The independent effect of drug resistance on T cell activation in HIV infection

ArticleinAIDS 20(5):691-9 · April 2006with8 Reads
Impact Factor: 5.55 · DOI: 10.1097/01.aids.0000216369.30948.18 · Source: PubMed

    Abstract

    Antiretroviral-treated individuals with drug-resistant HIV experience slower CD4 cell count declines than untreated individuals, independent of degree of viremia. As immune activation independently predicts disease progression, we hypothesized that patients with drug-resistant viremia would have less immune activation than patients with wild-type viremia, independent of plasma HIV RNA levels and that these differences would not be explained by a direct drug effect of protease inhibitors.
    Percentages of activated (CD38/HLA-DR) T cells were compared between untreated participants with wild-type viremia and antiretroviral-treated participants with drug-resistant viremia, after adjusting for plasma HIV RNA levels among other factors associated with T cell activation.
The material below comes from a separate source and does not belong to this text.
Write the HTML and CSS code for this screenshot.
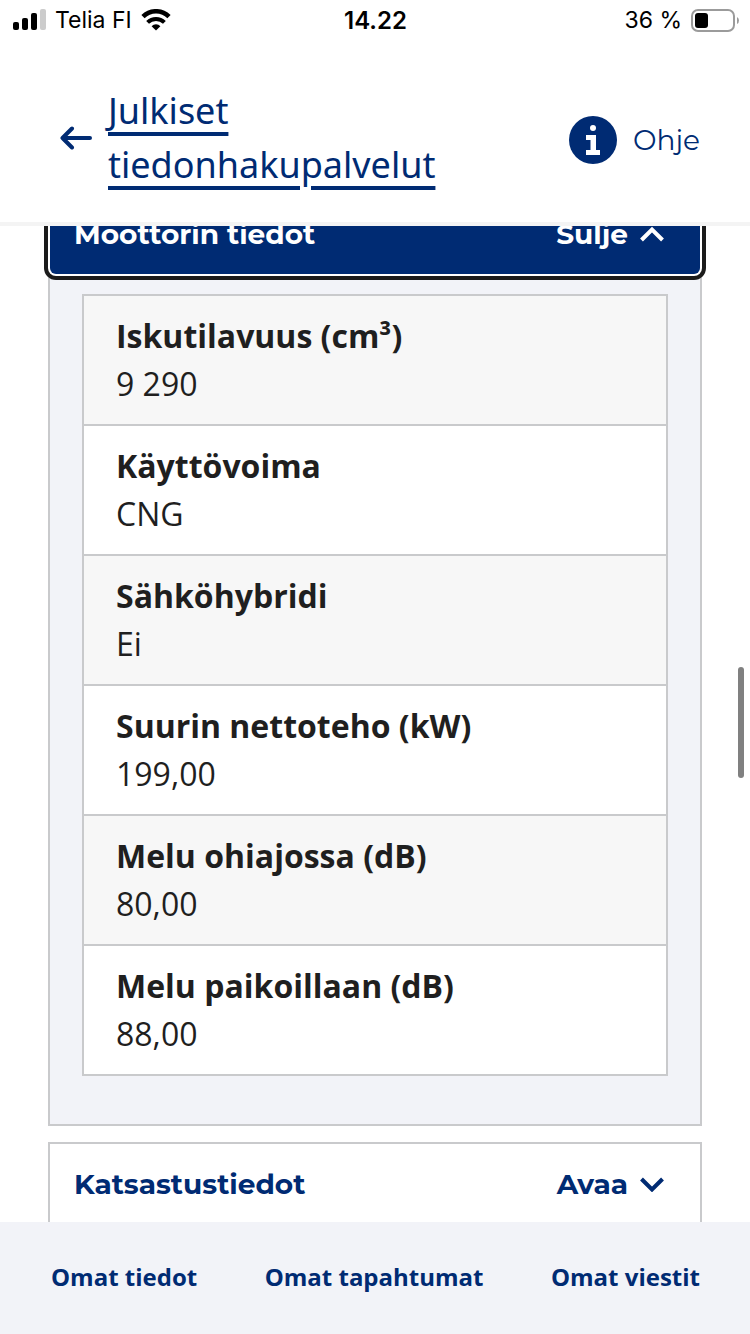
FILE: index.html
```
<!DOCTYPE html>
<html lang="fi">
<head>
  <meta charset="UTF-8" />
  <title>Julkiset tiedonhakupalvelut</title>
  <meta name="viewport" content="width=device-width, initial-scale=1.0"/>
  <link rel="stylesheet" href="styles.css">
</head>
<body>

  <!-- Status bar -->
  <div class="status-bar">
    <div class="status-left">
      <svg width="34" height="22" viewBox="0 0 34 22">
        <rect x="1" y="13" width="6" height="8" rx="2"/>
        <rect x="10" y="9" width="6" height="12" rx="2"/>
        <rect x="19" y="4" width="6" height="17" rx="2"/>
        <rect x="28" y="0" width="6" height="21" rx="2" fill="#cccccc"/>
      </svg>
      <span>Telia FI</span>
      <svg width="30" height="22" viewBox="0 0 30 22">
        <path d="M2 7.600a18.500 18.500 0 0 1 26 0" fill="none" stroke="#000" stroke-width="4.600"/>
        <path d="M6.600 13.400a12 12 0 0 1 16.800 0" fill="none" stroke="#000" stroke-width="4"/>
        <path d="M10.600 17.200a6.200 6.200 0 0 1 8.800 0L15 21.600z"/>
      </svg>
    </div>
    <span class="clock">14.22</span>
    <div class="status-right">
      <span>36 %</span>
      <svg width="48" height="23" viewBox="0 0 48 23">
        <rect x="1" y="1" width="42" height="21" rx="6" fill="none" stroke="#9b9b9b" stroke-width="2"/>
        <rect x="4" y="4" width="13" height="15" rx="3"/>
        <path d="M46 8q2 1 2 3.500t-2 3.500z" fill="#9b9b9b"/>
      </svg>
    </div>
  </div>

  <header class="top-bar">
    <a class="back-link" href="#">
      <svg width="32" height="24" viewBox="0 0 32 24" fill="none" stroke="#002b73" stroke-width="4" stroke-linecap="round" stroke-linejoin="round">
        <path d="M30 12H2.500M12 2.500L2.500 12L12 21.500"/>
      </svg>
      <span>Julkiset tiedonhakupalvelut</span>
    </a>
    <a class="help-link" href="#">
      <svg width="48" height="48" viewBox="0 0 48 48">
        <circle cx="24" cy="24" r="24" fill="#002b73"/>
        <circle cx="24" cy="12" r="3" fill="#fff"/>
        <path d="M17 19h10v15h4v5H17v-5h4.500V24H17z" fill="#fff"/>
      </svg>
      <span>Ohje</span>
    </a>
  </header>

  <main class="content">
    <section class="panel open">
      <button class="panel-toggle" type="button" aria-expanded="true" aria-controls="moottori">
        <span>Moottorin tiedot</span>
        <span class="toggle-action">Sulje
          <svg width="24" height="16" viewBox="0 0 24 16" fill="none" stroke="currentColor" stroke-width="4"><path d="M1.500 14L12 3.500L22.500 14"/></svg>
        </span>
      </button>
      <div class="panel-body" id="moottori">
        <dl class="info-list">
          <div><dt>Iskutilavuus (cm³)</dt><dd>9 290</dd></div>
          <div><dt>Käyttövoima</dt><dd>CNG</dd></div>
          <div><dt>Sähköhybridi</dt><dd>Ei</dd></div>
          <div><dt>Suurin nettoteho (kW)</dt><dd>199,00</dd></div>
          <div><dt>Melu ohiajossa (dB)</dt><dd>80,00</dd></div>
          <div><dt>Melu paikoillaan (dB)</dt><dd>88,00</dd></div>
        </dl>
      </div>
    </section>

    <section class="panel">
      <button class="panel-toggle" type="button" aria-expanded="false">
        <span>Katsastustiedot</span>
        <span class="toggle-action">Avaa
          <svg width="24" height="16" viewBox="0 0 24 16" fill="none" stroke="currentColor" stroke-width="4"><path d="M1.500 3L12 13.500L22.500 3"/></svg>
        </span>
      </button>
    </section>
  </main>

  <nav class="bottom-nav">
    <a href="#">Omat tiedot</a>
    <a href="#">Omat tapahtumat</a>
    <a href="#">Omat viestit</a>
  </nav>

  <div class="scroll-thumb"></div>

</body>
</html>
```
FILE: styles.css
```
* {
  box-sizing: border-box;
}
body {
  margin: 0;
  height: 100vh;
  display: flex;
  flex-direction: column;
  overflow: hidden;
  background: #fff;
  color: #1f1f1f;
  font-family: 'Open Sans', 'Noto Sans', sans-serif;
}
a {
  color: #002b73;
  text-decoration: none;
}
svg {
  display: block;
  flex-shrink: 0;
}

/* status bar */
.status-bar {
  display: grid;
  grid-template-columns: 1fr auto 1fr;
  align-items: center;
  height: 40px;
  padding: 0 11px 0 12px;
  flex-shrink: 0;
  font-family: Inter, sans-serif;
  font-size: 23px;
  color: #000;
}
.status-left, .status-right {
  display: flex;
  align-items: center;
  gap: 9px;
}
.status-right {
  justify-content: flex-end;
}
.clock {
  font-size: 24px;
  font-weight: 600;
}

/* header */
.top-bar {
  display: flex;
  justify-content: space-between;
  align-items: center;
  padding: 44px 50px 30px 60px;
  border-bottom: 4px solid #f4f4f4;
  flex-shrink: 0;
}
.back-link {
  display: flex;
  align-items: center;
  gap: 16px;
  max-width: 400px;
  font-family: 'Noto Sans', sans-serif;
  font-size: 36px;
  line-height: 54px;
}
.back-link span {
  text-decoration: underline;
  text-decoration-thickness: 4px;
  text-underline-offset: 8px;
}
.help-link {
  display: flex;
  align-items: center;
  gap: 16px;
  padding-top: 4px;
  font-family: Montserrat, Inter, sans-serif;
  font-size: 28px;
  font-weight: 400;
}

/* accordion, scrolled a little under the header */
.content {
  flex: 1;
  min-height: 0;
  overflow: hidden;
  padding: 0 48px;
}
.panel {
  border: 2px solid #c9cacc;
  margin-bottom: 16px;
}
.panel.open {
  margin-top: -34px;
  background: #f2f3f8;
}
.panel-toggle {
  display: flex;
  justify-content: space-between;
  align-items: center;
  width: 100%;
  height: 80px;
  padding: 0 36px 0 24px;
  border: none;
  background: #fff;
  color: #002b73;
  font-family: Montserrat, Inter, sans-serif;
  font-size: 28px;
  font-weight: 700;
}
.open .panel-toggle {
  background: #002b73;
  color: #fff;
  border-radius: 6px;
  box-shadow: 0 0 0 2px #fff, 0 0 0 6px #1b1b1b;
}
.toggle-action {
  display: flex;
  align-items: center;
  gap: 12px;
}
.panel-body {
  padding: 20px 32px 48px;
}
.info-list {
  margin: 0;
  border: 2px solid #c9cacc;
  background: #fff;
  font-size: 32px;
  line-height: 48px;
}
.info-list div {
  padding: 16px 32px;
}
.info-list div + div {
  border-top: 2px solid #c9cacc;
}
.info-list div:nth-child(odd) {
  background: #f7f7f7;
}
dt {
  font-weight: 700;
}
dd {
  margin: 0;
}

/* bottom navigation */
.bottom-nav {
  display: flex;
  justify-content: space-between;
  align-items: center;
  height: 112px;
  padding: 0 50px 4px 51px;
  flex-shrink: 0;
  background: #f2f3f8;
  font-size: 24px;
  font-weight: 700;
}

.scroll-thumb {
  position: absolute;
  top: 50%;
  right: 6px;
  width: 6px;
  height: 111px;
  border-radius: 3px;
  background: #808080;
}
```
Changes in T cell activation were also assessed in subjects discontinuing protease inhibitors while continuing other antiretroviral medications.
    Twenty-one untreated participants with wild-type viremia and 70 antiretroviral-treated participants with drug-resistant viremia were evaluated. Relative to untreated participants, those with drug-resistant viremia had 29% fewer activated CD4 (P = 0.051) and CD8 (P = 0.012) T cells after adjustment for plasma HIV RNA levels among other factors. There was no evidence for an early change in T cell activation among 13 subjects with drug-resistant viremia interrupting protease inhibitors while continuing other antiretroviral medications, but a significant increase in T cell activation with complete or partial emergence of wild-type sequences in protease.
    Antiretroviral-treated patients with drug-resistant viremia have less T cell activation than untreated patients, independent of plasma HIV RNA level. Decreased ability of drug-resistant variants to cause T cell activation likely contributes to slower CD4 cell count declines among patients with drug-resistant viremia.